A Creative Process

(1 minute read):

It’s 4am in Harlem. I stand up from my desk, toss my bathrobe on the bed, and begin pacing the room, naked, like a hunted beast. For the past three hours I’ve been taking fifteen minute naps on my desk in hopes of feeling a second wind, but to no avail. I have to move or else I’ll wake up in the morning with trembling regret. The only way I’ll be able to cope with tomorrow’s exhaustion is if I finish this now. Hank, my faithful and flatulent bulldog, wakes up and follows me throughout the room thinking we’re about to play. My face aches from the lying on the wood.

For hours, each time the alarm would go off, I would set it again and try to relax, feeling the gentle warmth from the lamplight, listening to my breath, hearing the building’s whirring heating system, and the distant voices and far-off knocks of the neighborhood. Fifteen more minutes, that’s it. As I would fall asleep I’d remember being sixteen years old in a high school parking lot at 6am and sitting against a lamppost thinking the same thing: fifteen more minutes before I run, before the labored breath, before eating pain. Then I’m twenty years old in a library passing out in a chair in the 24/7 room surrounded by coffee cups and candy wrappers: fifteen more minutes. Then I’m twenty-four lying beneath a desk in Virginia as the rain beats against the windows, watching the streaming droplets as my vision fades, surrounded by crumpled balls of paper and piles of books: fifteen more minutes. How much of my life has been spent in fatigue and yearning for respite? How long will my body, this finite machine, this pumping mechanism of cells, sweat, and blood, keep ticking with a pulse?

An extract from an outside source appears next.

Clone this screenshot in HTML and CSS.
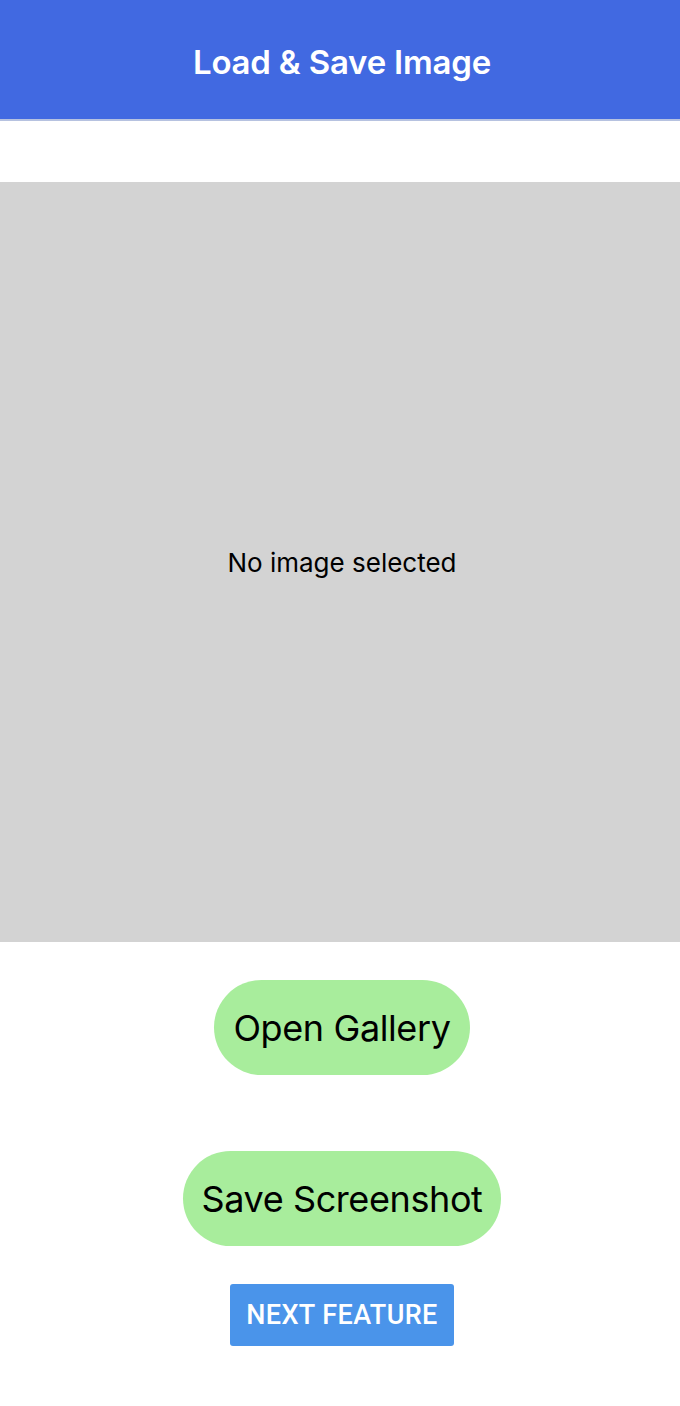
FILE: index.html
```html
<!DOCTYPE html>
<html>
<head>
<meta charset="utf-8">
<link rel="stylesheet" href="styles.css">
</head>
<body>
<header class="header"><h1 class="title">Load &amp; Save Image</h1></header>
<main class="content">
  <div class="preview"><span class="placeholder">No image selected</span></div>
  <div class="actions">
    <button class="pill">Open Gallery</button>
    <button class="pill">Save Screenshot</button>
    <button class="next">NEXT FEATURE</button>
  </div>
</main>
</body>
</html>
```
FILE: styles.css
```css
html, body { margin: 0; padding: 0; background: #fff; }
body { font-family: Inter, "Noto Sans", sans-serif; width: 680px; }
.header {
  height: 119px;
  background: #4169e1;
  border-bottom: 2px solid #b6c2e0;
  display: flex; align-items: center; justify-content: center;
  padding-left: 4px;
}
.title { margin: 0; padding-top: 4px; color: #fff; font-size: 33px; font-weight: 600; letter-spacing: -0.2px; }
.content { padding-top: 61px; display: flex; flex-direction: column; }
.preview {
  height: 760px; background: #d3d3d3;
  display: flex; align-items: center; justify-content: center;
  padding-left: 4px;
}
.placeholder { font-size: 26px; color: #000; }
.actions { display: flex; flex-direction: column; align-items: center; padding-top: 38px; padding-left: 4px; }
.pill {
  font-family: inherit; border: none; background: #a8ed9c; color: #000;
  height: 95px; border-radius: 48px; padding: 0 19px; font-size: 36px;
  letter-spacing: -0.4px;
}
.pill + .pill { margin-top: 76px; }
.next {
  margin-top: 38px; font-family: Roboto, sans-serif; font-weight: 500;
  background: #4a94ea; color: #fff; border: none; border-radius: 3px;
  height: 62px; padding: 0 16px; font-size: 27px; letter-spacing: 0.4px;
}
```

And I always think: is all the work worth the price? Is all the doubt and sacrifice and ruthless concentration carving something inside of me that will someday create success? For the sake of the path, I have to believe it will.

The honeymoon happiness of the previous month is gone. A month ago my room was a paradise and now it is a cage. I want more.

My greatest fear next to giant insects is that I’m not improving. I fear that my life is a pendulum where I swing back and forth between petty failures and self-indulgent successes, never rising. There are a thousand projects swirling in my agitated brain. I must limit myself or become lost.

Like so many times before, I pause while moving and ruminating and realize I’m now fully awake. My darting thoughts have settled. I look at my desk and at Hank snoring near the bookcase, the two anchors of my life, and the path becomes clear. I retrieve my bathrobe, put it on, and open a window. The cold air is refreshing. The night is still. I sit at my desk and begin.